» **DATA LINES**:
## Start

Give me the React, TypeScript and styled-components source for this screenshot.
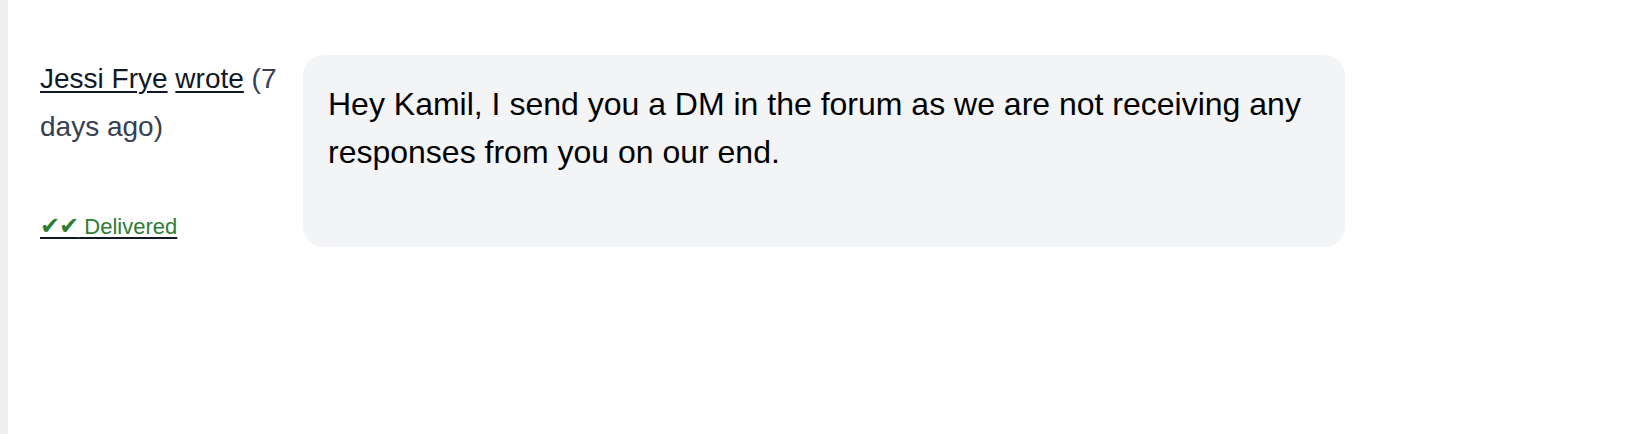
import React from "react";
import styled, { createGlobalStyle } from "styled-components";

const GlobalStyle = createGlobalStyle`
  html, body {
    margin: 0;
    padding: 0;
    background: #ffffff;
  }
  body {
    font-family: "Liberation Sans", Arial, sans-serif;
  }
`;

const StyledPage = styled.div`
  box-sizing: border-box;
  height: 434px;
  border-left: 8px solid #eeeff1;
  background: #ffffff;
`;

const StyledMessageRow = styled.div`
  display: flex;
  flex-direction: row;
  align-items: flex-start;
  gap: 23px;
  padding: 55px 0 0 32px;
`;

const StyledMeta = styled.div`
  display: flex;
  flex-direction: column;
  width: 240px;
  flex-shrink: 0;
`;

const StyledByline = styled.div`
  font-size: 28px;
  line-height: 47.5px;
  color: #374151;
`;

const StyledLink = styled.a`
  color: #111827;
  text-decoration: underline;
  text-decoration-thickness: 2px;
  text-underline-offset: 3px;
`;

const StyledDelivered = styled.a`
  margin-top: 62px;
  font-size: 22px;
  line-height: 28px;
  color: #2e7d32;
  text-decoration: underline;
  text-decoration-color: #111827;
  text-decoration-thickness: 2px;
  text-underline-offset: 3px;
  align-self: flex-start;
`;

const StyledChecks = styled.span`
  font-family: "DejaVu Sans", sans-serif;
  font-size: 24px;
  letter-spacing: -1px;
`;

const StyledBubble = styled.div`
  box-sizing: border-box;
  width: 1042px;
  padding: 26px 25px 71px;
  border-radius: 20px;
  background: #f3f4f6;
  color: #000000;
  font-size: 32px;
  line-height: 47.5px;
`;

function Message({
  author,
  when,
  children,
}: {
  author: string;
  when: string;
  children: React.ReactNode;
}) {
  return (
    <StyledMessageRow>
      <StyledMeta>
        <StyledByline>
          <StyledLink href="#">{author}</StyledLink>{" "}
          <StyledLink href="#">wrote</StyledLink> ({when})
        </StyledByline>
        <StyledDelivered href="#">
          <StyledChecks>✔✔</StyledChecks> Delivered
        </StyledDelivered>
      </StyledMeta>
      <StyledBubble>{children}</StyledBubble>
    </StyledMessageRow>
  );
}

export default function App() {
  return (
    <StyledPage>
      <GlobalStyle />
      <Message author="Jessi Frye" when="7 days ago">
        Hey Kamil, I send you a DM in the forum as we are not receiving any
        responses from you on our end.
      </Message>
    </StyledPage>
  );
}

## End

» **TO DO**:
Could you repeat all of the material exactly? Pictures should not be copied.

» **CORRECT OUTPUT**:
Give me the React, TypeScript and styled-components source for this screenshot.
import React from "react";
import styled, { createGlobalStyle } from "styled-components";

const GlobalStyle = createGlobalStyle`
  html, body {
    margin: 0;
    padding: 0;
    background: #ffffff;
  }
  body {
    font-family: "Liberation Sans", Arial, sans-serif;
  }
`;

const StyledPage = styled.div`
  box-sizing: border-box;
  height: 434px;
  border-left: 8px solid #eeeff1;
  background: #ffffff;
`;

const StyledMessageRow = styled.div`
  display: flex;
  flex-direction: row;
  align-items: flex-start;
  gap: 23px;
  padding: 55px 0 0 32px;
`;

const StyledMeta = styled.div`
  display: flex;
  flex-direction: column;
  width: 240px;
  flex-shrink: 0;
`;

const StyledByline = styled.div`
  font-size: 28px;
  line-height: 47.5px;
  color: #374151;
`;

const StyledLink = styled.a`
  color: #111827;
  text-decoration: underline;
  text-decoration-thickness: 2px;
  text-underline-offset: 3px;
`;

const StyledDelivered = styled.a`
  margin-top: 62px;
  font-size: 22px;
  line-height: 28px;
  color: #2e7d32;
  text-decoration: underline;
  text-decoration-color: #111827;
  text-decoration-thickness: 2px;
  text-underline-offset: 3px;
  align-self: flex-start;
`;

const StyledChecks = styled.span`
  font-family: "DejaVu Sans", sans-serif;
  font-size: 24px;
  letter-spacing: -1px;
`;

const StyledBubble = styled.div`
  box-sizing: border-box;
  width: 1042px;
  padding: 26px 25px 71px;
  border-radius: 20px;
  background: #f3f4f6;
  color: #000000;
  font-size: 32px;
  line-height: 47.5px;
`;

function Message({
  author,
  when,
  children,
}: {
  author: string;
  when: string;
  children: React.ReactNode;
}) {
  return (
    <StyledMessageRow>
      <StyledMeta>
        <StyledByline>
          <StyledLink href="#">{author}</StyledLink>{" "}
          <StyledLink href="#">wrote</StyledLink> ({when})
        </StyledByline>
        <StyledDelivered href="#">
          <StyledChecks>✔✔</StyledChecks> Delivered
        </StyledDelivered>
      </StyledMeta>
      <StyledBubble>{children}</StyledBubble>
    </StyledMessageRow>
  );
}

export default function App() {
  return (
    <StyledPage>
      <GlobalStyle />
      <Message author="Jessi Frye" when="7 days ago">
        Hey Kamil, I send you a DM in the forum as we are not receiving any
        responses from you on our end.
      </Message>
    </StyledPage>
  );
}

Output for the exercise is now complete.